Required work:
Identify and copy all lines of the material where the string "components" is found.

Records with interface code

-------------------------

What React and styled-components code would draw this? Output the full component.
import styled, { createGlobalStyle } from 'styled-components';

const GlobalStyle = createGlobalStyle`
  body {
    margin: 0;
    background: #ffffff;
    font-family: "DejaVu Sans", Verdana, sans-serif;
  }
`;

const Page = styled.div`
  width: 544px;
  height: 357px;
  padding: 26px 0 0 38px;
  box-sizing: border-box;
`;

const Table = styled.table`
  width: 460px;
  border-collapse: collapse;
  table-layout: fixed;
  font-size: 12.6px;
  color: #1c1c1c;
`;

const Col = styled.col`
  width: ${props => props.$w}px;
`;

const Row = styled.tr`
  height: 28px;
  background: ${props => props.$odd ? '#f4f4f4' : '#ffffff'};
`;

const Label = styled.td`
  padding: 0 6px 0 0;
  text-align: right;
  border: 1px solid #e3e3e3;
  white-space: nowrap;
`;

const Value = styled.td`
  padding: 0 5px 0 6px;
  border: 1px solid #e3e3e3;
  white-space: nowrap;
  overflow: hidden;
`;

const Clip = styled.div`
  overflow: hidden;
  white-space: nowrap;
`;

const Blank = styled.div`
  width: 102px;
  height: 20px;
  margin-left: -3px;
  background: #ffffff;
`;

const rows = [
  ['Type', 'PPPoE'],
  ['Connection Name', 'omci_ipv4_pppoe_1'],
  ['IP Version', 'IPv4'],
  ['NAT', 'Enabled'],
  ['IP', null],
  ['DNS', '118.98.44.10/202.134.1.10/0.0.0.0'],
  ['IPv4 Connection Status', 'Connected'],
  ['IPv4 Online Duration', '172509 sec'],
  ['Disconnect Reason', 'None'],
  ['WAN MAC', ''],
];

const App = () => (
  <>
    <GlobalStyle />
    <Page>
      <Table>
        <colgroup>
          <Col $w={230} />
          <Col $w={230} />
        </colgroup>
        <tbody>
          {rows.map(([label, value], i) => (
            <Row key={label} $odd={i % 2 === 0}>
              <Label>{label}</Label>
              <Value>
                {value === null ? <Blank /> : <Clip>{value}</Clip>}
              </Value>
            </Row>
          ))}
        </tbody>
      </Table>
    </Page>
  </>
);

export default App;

-------------------------

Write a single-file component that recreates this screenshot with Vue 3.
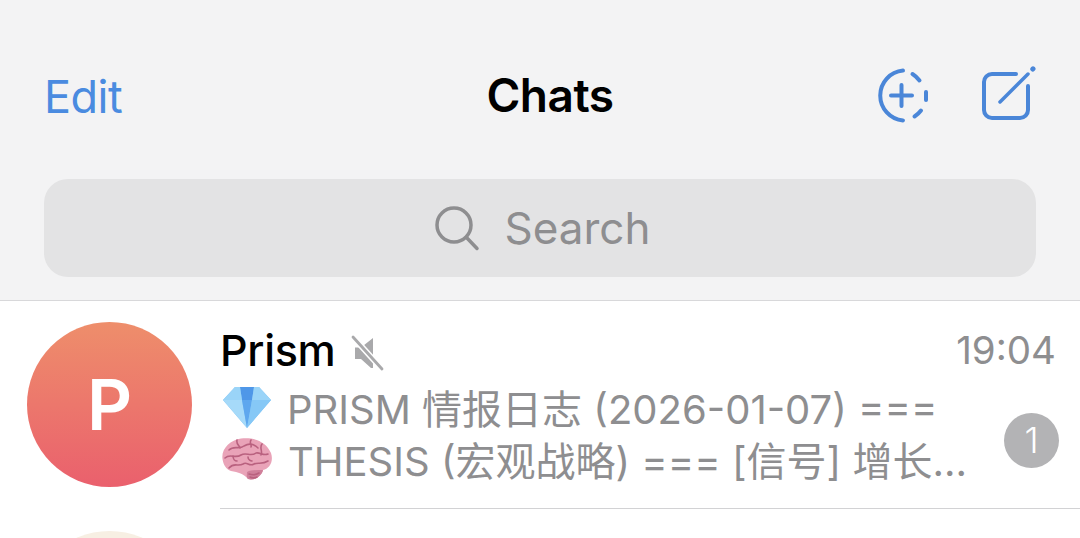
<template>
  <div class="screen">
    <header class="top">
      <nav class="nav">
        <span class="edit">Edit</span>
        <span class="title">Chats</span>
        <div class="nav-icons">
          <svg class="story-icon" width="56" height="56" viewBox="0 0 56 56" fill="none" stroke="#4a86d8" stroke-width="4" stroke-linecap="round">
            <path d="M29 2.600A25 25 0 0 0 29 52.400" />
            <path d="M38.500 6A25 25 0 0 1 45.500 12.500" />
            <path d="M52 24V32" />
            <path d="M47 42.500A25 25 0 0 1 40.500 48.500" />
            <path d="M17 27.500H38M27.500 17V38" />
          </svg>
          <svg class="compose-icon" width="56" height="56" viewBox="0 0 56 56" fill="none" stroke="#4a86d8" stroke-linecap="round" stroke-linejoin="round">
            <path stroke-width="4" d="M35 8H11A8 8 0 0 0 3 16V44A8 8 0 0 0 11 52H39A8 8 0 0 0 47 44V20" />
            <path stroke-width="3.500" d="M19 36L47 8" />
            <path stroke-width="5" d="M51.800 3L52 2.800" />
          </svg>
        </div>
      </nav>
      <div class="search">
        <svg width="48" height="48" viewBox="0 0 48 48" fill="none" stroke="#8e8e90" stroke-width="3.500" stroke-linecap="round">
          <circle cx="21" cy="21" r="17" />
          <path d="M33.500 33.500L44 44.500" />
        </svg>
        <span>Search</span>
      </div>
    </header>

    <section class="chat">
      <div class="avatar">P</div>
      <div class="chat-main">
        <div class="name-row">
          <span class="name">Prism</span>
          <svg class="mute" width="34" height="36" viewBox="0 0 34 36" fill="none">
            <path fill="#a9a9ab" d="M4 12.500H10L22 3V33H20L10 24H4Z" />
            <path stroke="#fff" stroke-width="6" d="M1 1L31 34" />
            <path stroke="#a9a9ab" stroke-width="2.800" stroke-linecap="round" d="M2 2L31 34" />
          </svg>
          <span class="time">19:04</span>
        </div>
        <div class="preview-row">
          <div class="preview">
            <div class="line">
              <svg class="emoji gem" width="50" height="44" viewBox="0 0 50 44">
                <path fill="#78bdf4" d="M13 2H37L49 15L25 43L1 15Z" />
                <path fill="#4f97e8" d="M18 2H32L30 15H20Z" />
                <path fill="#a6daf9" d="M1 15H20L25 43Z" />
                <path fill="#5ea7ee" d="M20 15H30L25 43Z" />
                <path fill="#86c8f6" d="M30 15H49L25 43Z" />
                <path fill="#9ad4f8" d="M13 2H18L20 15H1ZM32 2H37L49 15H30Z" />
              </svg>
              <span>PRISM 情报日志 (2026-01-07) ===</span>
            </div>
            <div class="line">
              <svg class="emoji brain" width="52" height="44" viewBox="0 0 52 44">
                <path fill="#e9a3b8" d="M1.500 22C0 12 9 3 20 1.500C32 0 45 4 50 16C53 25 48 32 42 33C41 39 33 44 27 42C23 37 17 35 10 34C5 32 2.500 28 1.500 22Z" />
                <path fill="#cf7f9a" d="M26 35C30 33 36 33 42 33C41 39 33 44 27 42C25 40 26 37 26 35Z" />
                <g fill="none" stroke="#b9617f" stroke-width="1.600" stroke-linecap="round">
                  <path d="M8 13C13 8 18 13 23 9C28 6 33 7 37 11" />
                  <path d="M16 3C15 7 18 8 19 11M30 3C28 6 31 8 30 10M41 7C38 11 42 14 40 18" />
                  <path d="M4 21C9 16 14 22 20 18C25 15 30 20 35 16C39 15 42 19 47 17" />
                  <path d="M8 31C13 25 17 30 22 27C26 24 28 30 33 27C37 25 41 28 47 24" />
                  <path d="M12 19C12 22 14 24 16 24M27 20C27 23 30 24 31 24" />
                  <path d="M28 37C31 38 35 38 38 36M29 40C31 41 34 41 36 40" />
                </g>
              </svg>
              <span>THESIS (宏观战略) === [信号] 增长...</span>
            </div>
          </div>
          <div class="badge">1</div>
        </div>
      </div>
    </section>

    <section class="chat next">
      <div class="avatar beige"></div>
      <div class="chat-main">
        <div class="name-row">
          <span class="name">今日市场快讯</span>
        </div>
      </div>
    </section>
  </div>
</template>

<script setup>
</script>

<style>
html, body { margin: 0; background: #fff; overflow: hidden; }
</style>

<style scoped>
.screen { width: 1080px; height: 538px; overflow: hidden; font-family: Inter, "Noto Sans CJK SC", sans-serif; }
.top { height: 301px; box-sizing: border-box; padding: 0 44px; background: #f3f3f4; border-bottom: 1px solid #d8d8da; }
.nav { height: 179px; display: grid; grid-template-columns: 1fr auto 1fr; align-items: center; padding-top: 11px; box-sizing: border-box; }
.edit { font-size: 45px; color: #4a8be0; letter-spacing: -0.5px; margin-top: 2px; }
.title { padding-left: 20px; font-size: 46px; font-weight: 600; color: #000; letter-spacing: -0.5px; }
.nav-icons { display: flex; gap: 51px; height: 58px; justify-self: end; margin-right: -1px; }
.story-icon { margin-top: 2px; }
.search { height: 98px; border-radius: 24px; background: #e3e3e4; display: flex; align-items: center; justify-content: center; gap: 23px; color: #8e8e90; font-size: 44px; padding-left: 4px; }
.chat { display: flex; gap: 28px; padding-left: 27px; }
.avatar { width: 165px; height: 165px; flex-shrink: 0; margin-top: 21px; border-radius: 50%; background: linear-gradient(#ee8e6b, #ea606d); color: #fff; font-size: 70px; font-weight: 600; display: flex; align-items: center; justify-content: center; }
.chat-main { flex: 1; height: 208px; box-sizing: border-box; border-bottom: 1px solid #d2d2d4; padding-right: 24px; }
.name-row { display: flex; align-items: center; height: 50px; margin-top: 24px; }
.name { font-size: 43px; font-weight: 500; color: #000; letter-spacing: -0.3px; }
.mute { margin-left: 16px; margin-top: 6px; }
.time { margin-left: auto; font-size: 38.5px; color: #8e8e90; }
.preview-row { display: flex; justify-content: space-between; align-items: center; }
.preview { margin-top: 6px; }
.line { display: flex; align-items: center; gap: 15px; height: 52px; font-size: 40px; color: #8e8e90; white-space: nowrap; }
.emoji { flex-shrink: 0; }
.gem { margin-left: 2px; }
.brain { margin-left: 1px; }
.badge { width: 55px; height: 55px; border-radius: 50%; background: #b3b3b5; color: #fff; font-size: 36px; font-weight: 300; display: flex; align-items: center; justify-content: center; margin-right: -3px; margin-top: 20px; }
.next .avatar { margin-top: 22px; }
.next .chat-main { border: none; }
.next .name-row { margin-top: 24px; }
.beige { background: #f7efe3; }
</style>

-------------------------

Final result:
What React and styled-components code would draw this? Output the full component.
import styled, { createGlobalStyle } from 'styled-components';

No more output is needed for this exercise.